• J'ai le droit...

           Pendant plusieurs années, j'ai mis en place des chartes sur les droits de l'enfant dans les établissements scolaires de ma ville, porter des projets sur ce thème à travers des évènements artistiques dans mon quartier et au delà, j'ai parlé, débattu sur le sujet avec des enseignants, des animateurs, des éducateurs, des parents, des responsables politiques et autres.

    Ce fût une belle expérience particulièrement enrichissante au cours de laquelle j'ai pu mesurer toute la difficulté parfois à aborder un sujet - les droits de l'enfant - qui peut paraitre, à priori anodin, autour duquel on aurait pu imaginer qu'il soit facile de trouver un consensus. Et pourtant... .

    "Les enfants ont trop de droits !"

    C'est peut-être l'argument que j'ai le plus entendu pendant cette période ou je proposais simplement de placer l'enfant au centre du projet éducatif dont il devait, avec les adultes, bénéficier.

    Quelle autre catégorie de la population pourrait s'entendre dire qu'elle a "trop de droits"? J'imagine, à juste titre, les levés de boucliers que cela provoquerait si on s'amusait à cibler telle ou telle communauté de pareille manière.

    En fait, et je l'ai compris beaucoup plus tard, parler des droits de l'enfant revient, dans l'esprit de beaucoup d'adultes, à menacer le pouvoir de l'adulte.

    L'adulte se pense, à tort ou à raison, dépossédé de sa capacité à diriger son groupe si les membres de ce groupe peuvent jouir de droits clairement établis. Les enfants passent alors de la soumission à la responsabilisation et c'est en cela que l'adulte perd de son pouvoir.

    Il gagne en revanche en autorité car il devient celui qui accompagne l'enfant au dehors du cadre conventionnel, aseptisé et formaté.

    Cette perspective fait peur à bon nombre d'adultes, et je peux le comprendre.

    Moi-même avant de l'avoir vécu et malgré un esprit aventureux, j'avais des craintes, que les enfants ont totalement dissipées tant ils se sont montrés à la hauteur de l'enjeu.

    Car oui, l'enjeu était important car j'avais parié sur la capacité de l'enfant à devenir plus grand, plus responsable, plus libre sans pour autant se transformer en tyran.

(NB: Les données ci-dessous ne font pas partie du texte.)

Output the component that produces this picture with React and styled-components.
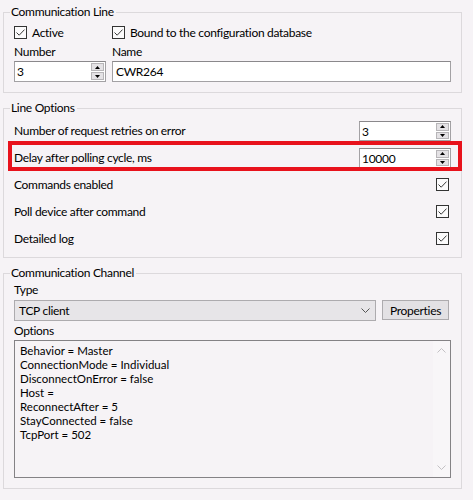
import React from 'react'
import styled, { createGlobalStyle } from 'styled-components'

const GlobalStyle = createGlobalStyle`
  html, body {
    margin: 0;
    padding: 0;
    background: #f6f3f6;
  }
  body {
    font-family: Lato, "Noto Sans", sans-serif;
    font-size: 12px;
    letter-spacing: -0.3px;
    color: #000;
  }
`

const options = [
  'Behavior = Master',
  'ConnectionMode = Individual',
  'DisconnectOnError = false',
  'Host =',
  'ReconnectAfter = 5',
  'StayConnected = false',
  'TcpPort = 502',
]

const lineOptions = [
  { label: 'Number of request retries on error', kind: 'spin', value: '3' },
  { label: 'Delay after polling cycle, ms', kind: 'spin', value: '10000', highlighted: true },
  { label: 'Commands enabled', kind: 'check' },
  { label: 'Poll device after command', kind: 'check' },
  { label: 'Detailed log', kind: 'check' },
]

const Check = () => (
  <CheckBox>
    <svg width="11" height="11" viewBox="0 0 11 11">
      <path d="M1.5 5.5 L4.2 8.2 L9.5 2.6" fill="none" stroke="#3a3a3a" strokeWidth="1" />
    </svg>
  </CheckBox>
)

const SpinInput = ({ value, width }) => (
  <InputBox $width={width}>
    <InputText>{value}</InputText>
    <Spin>
      <SpinBtn>
        <svg width="5" height="3" viewBox="0 0 5 3"><polygon points="2.5,0 5,3 0,3" fill="#000" /></svg>
      </SpinBtn>
      <SpinBtn>
        <svg width="5" height="3" viewBox="0 0 5 3"><polygon points="0,0 5,0 2.5,3" fill="#000" /></svg>
      </SpinBtn>
    </Spin>
  </InputBox>
)

export default function App() {
  return (
    <Page>
      <GlobalStyle />

      <Group $pad="4px 10px 10px 10px">
        <Legend>Communication Line</Legend>
        <LineGrid>
          <CheckLabel><Check />Active</CheckLabel>
          <CheckLabel><Check />Bound to the configuration database</CheckLabel>
          <FieldLabel $top={3}>Number</FieldLabel>
          <FieldLabel $top={3}>Name</FieldLabel>
          <SpinInput value="3" />
          <InputBox>
            <InputText $pad={3}>CWR264</InputText>
          </InputBox>
        </LineGrid>
      </Group>

      <Group $pad="1px 10px 5px 10px">
        <Legend>Line Options</Legend>
        {lineOptions.map((o) => (
          <OptionRow key={o.label} $highlighted={o.highlighted}>
            <span>{o.label}</span>
            {o.kind === 'spin' ? <SpinInput value={o.value} width={92} /> : <RightCheck><Check /></RightCheck>}
          </OptionRow>
        ))}
      </Group>

      <Group $pad="1px 10px 10px 10px">
        <Legend>Communication Channel</Legend>
        <FieldLabel>Type</FieldLabel>
        <SelectRow>
          <Select>
            <span>TCP client</span>
            <svg width="9" height="5" viewBox="0 0 9 5">
              <path d="M0.5 0.5 L4.5 4.5 L8.5 0.5" fill="none" stroke="#555" strokeWidth="1" />
            </svg>
          </Select>
          <Button>Properties</Button>
        </SelectRow>
        <FieldLabel $top={2}>Options</FieldLabel>
        <OptionsBox>
          <OptionLines>
            {options.map((l) => <div key={l}>{l}</div>)}
          </OptionLines>
          <ScrollTrack>
            <svg width="9" height="5" viewBox="0 0 9 5">
              <path d="M0.5 4.5 L4.5 0.5 L8.5 4.5" fill="none" stroke="#c3c1c4" strokeWidth="1" />
            </svg>
            <svg width="9" height="5" viewBox="0 0 9 5">
              <path d="M0.5 0.5 L4.5 4.5 L8.5 0.5" fill="none" stroke="#c3c1c4" strokeWidth="1" />
            </svg>
          </ScrollTrack>
        </OptionsBox>
      </Group>
    </Page>
  )
}

const Page = styled.div`
  width: 473px;
  height: 500px;
  box-sizing: border-box;
  padding: 4px 11px 0 3px;
  display: flex;
  flex-direction: column;
  gap: 7px;
`

const Group = styled.fieldset`
  margin: 0;
  min-width: 0;
  border: 1px solid #dcd9dc;
  padding: ${(p) => p.$pad};
`

const Legend = styled.legend`
  padding: 0 2px 0 1px;
  margin-left: -4px;
  line-height: 16px;
`

const LineGrid = styled.div`
  display: grid;
  grid-template-columns: 92px 1fr;
  column-gap: 6px;
  & > :nth-child(5), & > :nth-child(6) {
    margin-top: 1px;
  }
`

const CheckLabel = styled.label`
  display: flex;
  align-items: center;
  gap: 5px;
  white-space: nowrap;
  height: 17px;
`

const CheckBox = styled.span`
  width: 13px;
  height: 13px;
  box-sizing: border-box;
  border: 1px solid #333;
  background: #fbfafb;
  display: inline-flex;
  align-items: center;
  justify-content: center;
  flex: none;
`

const RightCheck = styled.span`
  display: flex;
  margin-right: 2px;
`

const FieldLabel = styled.div`
  line-height: 16px;
  margin-top: ${(p) => p.$top || 0}px;
`

const InputBox = styled.div`
  width: ${(p) => (p.$width ? p.$width + 'px' : 'auto')};
  height: 21px;
  box-sizing: border-box;
  background: #fff;
  border: 1px solid #a3a1a4;
  border-top-color: #8a888b;
  display: flex;
  align-items: stretch;
`

const InputText = styled.span`
  flex: 1;
  padding-left: ${(p) => p.$pad || 2}px;
  line-height: 19px;
`

const Spin = styled.div`
  width: 13px;
  display: flex;
  flex-direction: column;
  gap: 1px;
  padding: 1px 1px 1px 0;
`

const SpinBtn = styled.div`
  flex: 1;
  background: #e4e2e5;
  border: 1px solid #b7b5b8;
  display: flex;
  align-items: center;
  justify-content: center;
`

const OptionRow = styled.div`
  position: relative;
  height: 27px;
  display: flex;
  align-items: center;
  justify-content: space-between;
  & > div {
    height: 20px;
    margin-top: 1px;
  }
  &::before {
    content: '';
    display: ${(p) => (p.$highlighted ? 'block' : 'none')};
    position: absolute;
    left: -6px;
    right: -11px;
    top: -3px;
    bottom: 0;
    border: 4px solid #e8121c;
    pointer-events: none;
  }
`

const SelectRow = styled.div`
  display: flex;
  align-items: flex-start;
  gap: 6px;
  margin-top: 2px;
  padding-right: 2px;
`

const Select = styled.div`
  flex: 1;
  height: 21px;
  box-sizing: border-box;
  background: #e7e5e8;
  border: 1px solid #adabae;
  display: flex;
  align-items: center;
  justify-content: space-between;
  padding: 0 5px 0 4px;
`

const Button = styled.div`
  width: 67px;
  height: 20px;
  box-sizing: border-box;
  background: #e3e1e4;
  border: 1px solid #adabae;
  display: flex;
  align-items: center;
  justify-content: center;
`

const OptionsBox = styled.div`
  margin-top: 1px;
  height: 138px;
  box-sizing: border-box;
  border: 1px solid #848285;
  display: flex;
`

const OptionLines = styled.div`
  flex: 1;
  padding: 3px 5px;
  font-size: 11.5px;
  letter-spacing: 0;
  line-height: 14px;
`

const ScrollTrack = styled.div`
  width: 17px;
  background: #f8f6f8;
  display: flex;
  flex-direction: column;
  align-items: center;
  justify-content: space-between;
  padding: 7px 0 7px;
`
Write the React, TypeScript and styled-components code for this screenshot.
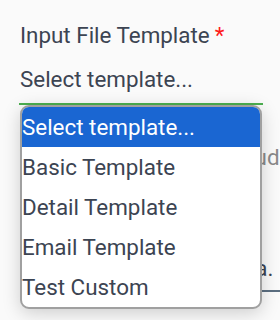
import React, { useState } from 'react'
import styled, { createGlobalStyle } from 'styled-components'

const GlobalStyle = createGlobalStyle`
  html, body {
    margin: 0;
    padding: 0;
    background: #fafafa;
    font-family: Roboto, 'Liberation Sans', sans-serif;
  }
`

const Page = styled.div`
  width: 280px;
  height: 320px;
  overflow: hidden;
  padding: 20px 0 0 20px;
  box-sizing: border-box;
  position: relative;
`

const Field = styled.div`
  position: relative;
`

const Label = styled.div`
  font-size: 22.4px;
  color: #3c4452;
  line-height: 30px;
`

const Required = styled.span`
  color: #ff1a1a;
  margin-left: 5px;
`

const SelectBox = styled.div`
  margin-top: 14px;
  font-size: 22.4px;
  line-height: 30px;
  color: #3c4452;
  padding-bottom: 9px;
  width: 243px;
  margin-left: -1px;
  padding-left: 1px;
  border-bottom: 2px solid #4caf50;
`

const Listbox = styled.ul`
  position: absolute;
  top: 105px;
  left: 20px;
  width: 242px;
  margin: 0;
  padding: 0;
  list-style: none;
  background: #fff;
  border: 2px solid #a0a0a0;
  border-radius: 9px;
  overflow: hidden;
  box-sizing: border-box;
  box-shadow: 0 4px 18px rgba(0, 0, 0, 0.18);
  z-index: 2;
`

const Option = styled.li<{ $active?: boolean }>`
  height: 40px;
  line-height: 40px;
  font-size: 22.4px;
  color: ${p => (p.$active ? '#fff' : '#3c4452')};
  background: ${p => (p.$active ? '#1a66d2' : 'transparent')};
`

const BehindText = styled.div<{ $muted?: boolean }>`
  font-size: 22.4px;
  line-height: 30px;
  white-space: nowrap;
  color: ${p => (p.$muted ? '#8a8a8a' : '#3c4452')};
`

const NotesField = styled.div`
  margin-top: 37px;
`

const DataField = styled.div`
  margin-top: 81px;
  padding-bottom: 7px;
  border-bottom: 2px solid #5b6e80;
`

const options = ['Select template...', 'Basic Template', 'Detail Template', 'Email Template', 'Test Custom']

export default function App() {
  const [active] = useState(0)

  return (
    <>
      <GlobalStyle />
      <Page>
        <Field>
          <Label>
            Input File Template<Required>*</Required>
          </Label>
          <SelectBox>Select template...</SelectBox>
          <NotesField>
            <BehindText $muted>Templates can also include</BehindText>
          </NotesField>
          <DataField>
            <BehindText>Upload your sample data.</BehindText>
          </DataField>
        </Field>
        <Listbox role="listbox">
          {options.map((o, i) => (
            <Option key={o} $active={i === active}>
              {o}
            </Option>
          ))}
        </Listbox>
      </Page>
    </>
  )
}
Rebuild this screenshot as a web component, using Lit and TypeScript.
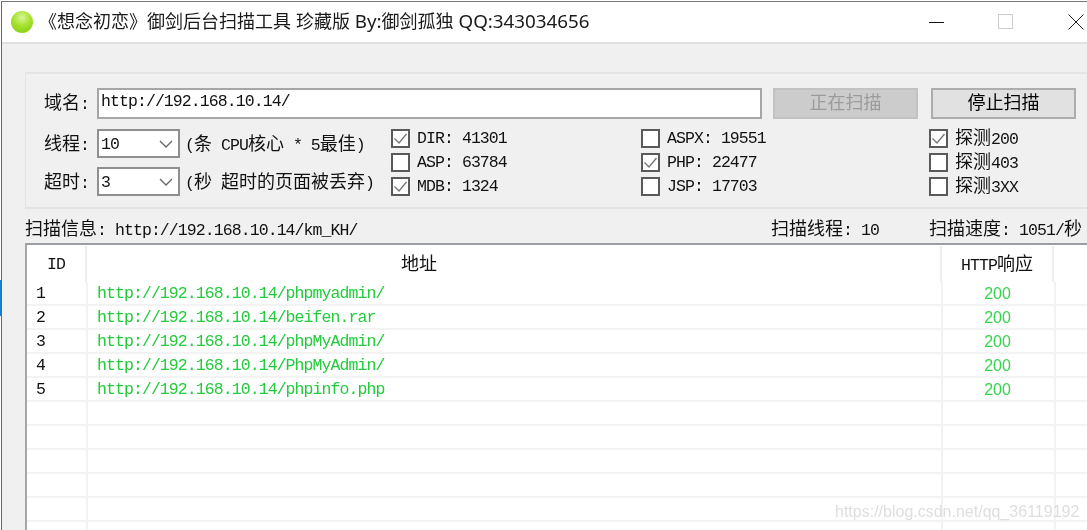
import { LitElement, html, css, svg } from "lit";
import { customElement } from "lit/decorators.js";

const split = (s: string, latin: string) =>
  s.split(/([\x00-\x7f]+)/).filter(Boolean).map((r) =>
    /^[\x00-\x7f]/.test(r) ? html`<span class=${latin}>${r}</span>` : html`<span class="c">${r}</span>`
  );
const runs = (s: string) => html`<span class="run">${split(s, "l")}</span>`;
const titleRuns = (s: string) => html`<span class="run">${split(s, "tl")}</span>`;

const chevron = svg`<svg class="chev" width="14" height="8" viewBox="0 0 14 8"><path d="M1 1 L7 7 L13 1" fill="none" stroke="#666" stroke-width="1.3"/></svg>`;
const tick = svg`<svg width="15" height="15" viewBox="0 0 15 15"><path d="M1.5 7.5 L6 12 L13.5 3" fill="none" stroke="#777" stroke-width="1.4"/></svg>`;

const rows = [
  ["1", "http://192.168.10.14/phpmyadmin/", "200"],
  ["2", "http://192.168.10.14/beifen.rar", "200"],
  ["3", "http://192.168.10.14/phpMyAdmin/", "200"],
  ["4", "http://192.168.10.14/PhpMyAdmin/", "200"],
  ["5", "http://192.168.10.14/phpinfo.php", "200"],
  ...Array.from({ length: 6 }, () => ["", "", ""]),
];

@customElement("app-root")
export class AppRoot extends LitElement {
  static styles = css`
    :host { display: block; position: relative; width: 1087px; height: 530px; overflow: hidden; background: #fff; }
    .run { display: block; line-height: 20px; font-size: 15px; white-space: pre; }
    .l { font: 16.5px/1 "Liberation Mono", monospace; letter-spacing: -0.92px; }
    .c { font: 18px/1 "Noto Sans CJK SC", sans-serif; }
    .tl { font: 18.8px/1 "Noto Sans", sans-serif; }
    .window { margin-left: 1px; border-left: 1px solid #666; border-top: 1px solid #777; margin-top: 1px; height: 529px; background: #f0f0f0; box-sizing: border-box; color: #111; line-height: 24px; filter: blur(0.35px); }
    .edge { position: absolute; left: 0; top: 280px; width: 1px; height: 36px; background: #1a7fd0; }
    .title { height: 40px; background: #fff; border-bottom: 2px solid #e0e0e0; display: flex; align-items: center; padding-left: 9px; box-sizing: content-box; }
    .orb { width: 22px; height: 22px; border-radius: 50%; background: radial-gradient(circle at 50% 30%, #d8f59a 0%, #a6e22e 45%, #7ec90e 100%); flex: none; }
    .title-text { margin-left: 6px; color: #1a1a1a; white-space: pre; flex: none; width: 879px; }
    .ctl { flex: none; display: flex; align-items: center; justify-content: center; }
    .ctl svg { display: block; }
    .min { margin-left: 11px; }
    .max { margin-left: 53px; }
    .close { margin-left: 54px; }
    .panel { margin: 28px 0 0 23px; height: 137px; border: 2px solid #e4e4e4; border-right: 0; border-left-width: 1px; padding: 14px 0 0 18px; box-sizing: border-box; }
    .top { display: flex; align-items: center; height: 31px; }
    .top .label .run, .top .btn .run { margin-top: -2px; }
    .label { width: 53px; flex: none; white-space: pre; }
    .input { width: 665px; height: 31px; flex: none; border: 2px solid #a6a6a6; background: #fff; box-sizing: border-box; padding: 1px 0 0 2px; }
    .btn { width: 145px; height: 31px; flex: none; box-sizing: border-box; border: 2px solid #adadad; background: #e1e1e1; display: flex; align-items: center; justify-content: center; color: #000; }
    .btn.off { margin-left: 11px; background: #cccccc; border-color: #c2c2c2; color: #9b9b9b; }
    .btn.on { margin-left: 13px; }
    .opts { display: flex; margin-top: 10px; }
    .fields { width: 347px; flex: none; display: flex; flex-direction: column; gap: 9px; }
    .field { display: flex; align-items: center; height: 29px; white-space: pre; }
    .select { width: 83px; height: 29px; flex: none; box-sizing: border-box; border: 2px solid #8f8f8f; background: #fff; display: flex; align-items: center; justify-content: space-between; padding: 0 5px 0 2px; margin-right: 5px; }
    .chev { display: block; }
    .col { display: flex; flex-direction: column; gap: 5px; flex: none; }
    .col.a { width: 250px; }
    .col.b { width: 288px; }
    .cb { display: flex; align-items: center; height: 19px; white-space: pre; }
    .cb .run { margin-top: -2px; }
    .box { width: 19px; height: 19px; flex: none; box-sizing: border-box; border: 2px solid #5a5a5a; background: #fff; margin-right: 7px; display: flex; align-items: center; justify-content: center; }
    .box svg { display: block; }
    .info { display: grid; grid-template-columns: 746px 158px 1fr; margin-left: 23px; height: 34px; align-items: center; white-space: pre; padding-top: 5px; box-sizing: border-box; }
    .table { margin-left: 23px; border-top: 2px solid #9a9ea2; border-left: 2px solid #a4a8ac; background: #fff; height: 300px; overflow: hidden; }
    .head { display: grid; grid-template-columns: 60px 855px 112px 1fr; height: 37px; }
    .head > div { border-right: 2px solid #eeeeee; display: flex; align-items: center; justify-content: center; margin-top: 1px; box-sizing: border-box; }
    .head > div:last-child { border-right: 0; }
    .head .addr { justify-content: flex-start; padding-left: 314px; }
    .row { display: grid; grid-template-columns: 61px 855px 113px 1fr; height: 24px; border-bottom: 2px solid #f3f3f3; box-sizing: border-box; white-space: pre; }
    .row > div { border-right: 2px solid #f3f3f3; padding-left: 9px; line-height: 24px; box-sizing: border-box; }
    .row > div:last-child { border-right: 0; }
    .row .l { line-height: 24px; }
    .row .url { color: #22cc3c; }
    .row .status { padding: 0 2px 0 0; text-align: center; color: #3ad04f; font: 16px/23px "Liberation Sans", sans-serif; }
    .mark { position: absolute; left: 835px; top: 503px; font: 16px "Liberation Sans", sans-serif; color: rgba(190, 190, 190, 0.5); white-space: pre; filter: blur(0.4px); }
  `;

  private cb(text: string, checked = false) {
    return html`<div class="cb"><div class="box">${checked ? tick : ""}</div>${runs(text)}</div>`;
  }

  render() {
    return html`
      <div class="edge"></div>
      <div class="window">
        <div class="title">
          <div class="orb"></div>
          <div class="title-text">${titleRuns("《想念初恋》御剑后台扫描工具 珍藏版 By:御剑孤独 QQ:343034656")}</div>
          <div class="ctl min"><svg width="16" height="16" viewBox="0 0 16 16"><path d="M0 8.5H15" stroke="#111" stroke-width="1"/></svg></div>
          <div class="ctl max"><svg width="16" height="16" viewBox="0 0 16 16"><rect x="0.5" y="0.5" width="14" height="14" fill="none" stroke="#ccc"/></svg></div>
          <div class="ctl close"><svg width="16" height="16" viewBox="0 0 16 16"><path d="M0.5 0.5L15.5 15.5M15.5 0.5L0.5 15.5" stroke="#222" stroke-width="1"/></svg></div>
        </div>
        <div class="panel">
          <div class="top">
            <div class="label">${runs("域名:")}</div>
            <div class="input">${runs("http://192.168.10.14/")}</div>
            <div class="btn off">${runs("正在扫描")}</div>
            <div class="btn on">${runs("停止扫描")}</div>
          </div>
          <div class="opts">
            <div class="fields">
              <div class="field">
                <div class="label">${runs("线程:")}</div>
                <div class="select">${runs("10")}${chevron}</div>
                ${runs("(条 CPU核心 * 5最佳)")}
              </div>
              <div class="field">
                <div class="label">${runs("超时:")}</div>
                <div class="select">${runs("3")}${chevron}</div>
                ${runs("(秒 超时的页面被丢弃)")}
              </div>
            </div>
            <div class="col a">
              ${this.cb("DIR: 41301", true)}${this.cb("ASP: 63784")}${this.cb("MDB: 1324", true)}
            </div>
            <div class="col b">
              ${this.cb("ASPX: 19551")}${this.cb("PHP: 22477", true)}${this.cb("JSP: 17703")}
            </div>
            <div class="col">
              ${this.cb("探测200", true)}${this.cb("探测403")}${this.cb("探测3XX")}
            </div>
          </div>
        </div>
        <div class="info">
          <div>${runs("扫描信息: http://192.168.10.14/km_KH/")}</div>
          <div>${runs("扫描线程: 10")}</div>
          <div>${runs("扫描速度: 1051/秒")}</div>
        </div>
        <div class="table">
          <div class="head">
            <div>${runs("ID")}</div>
            <div class="addr">${runs("地址")}</div>
            <div>${runs("HTTP响应")}</div>
            <div></div>
          </div>
          ${rows.map(
            (r) => html`<div class="row">
              <div class="l">${r[0]}</div>
              <div class="l url">${r[1]}</div>
              <div class="status">${r[2]}</div>
              <div></div>
            </div>`
          )}
        </div>
      </div>
      <div class="mark">https://blog.csdn.net/qq_36119192</div>
    `;
  }
}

    En cela l'expérience s'est montrée concluante.

    "A l'école, les enfants doivent pouvoir profiter d'espaces pour s'exercer à la démocratie. Ces espaces peuvent être de plus en plus vastes en fonction de l'âge des élèves. Mais cet apprentissage de la démocratie doit demeurer sous l'autorité des adultes qui doivent imposer aux enfants des limites non négociables."

     

    Un jour dans une école élémentaire ou j'étais chargé par la mairie de ma ville de mettre en place le projet Ni hérisson ni paillasson sur la pause méridienne, une enseignante était venue me voir pour me demander si il était possible de mettre en place une démarche similaire dans sa classe, en l'adaptant bien évidemment.

    Après avoir longuement échangé avec cette enseignante et ne voulant pas la brusquer, je lui ai simplement posé une question:

    Pouvez-vous, avant tout, faire la synthèse des droits dont les enfants disposent dans votre classe ?

    Elle est revenue une semaine après, un peu gênée, et m'a dit ceci: "je me suis rendue compte que mes élèves avaient surtout des devoirs, des interdits et, finalement, peu ou pas de droits". 

    En fait, cette (courageuse) enseignante n'était pas un cas isolé, je m'en suis rendu compte par la suite.

    Comment peut-on expliquer cette situation ?

    L'égalité est une belle valeur n'est-ce pas ?

    En pratique, cela nécessite une prise de risque, une perte de temps et de pouvoir. Quand vous incitez des enfants à faire valoir leurs droits, ils sont les premiers à vous signaler tout manquement (en cela ils ne sont pas très différents de nous, n'est-ce pas ?).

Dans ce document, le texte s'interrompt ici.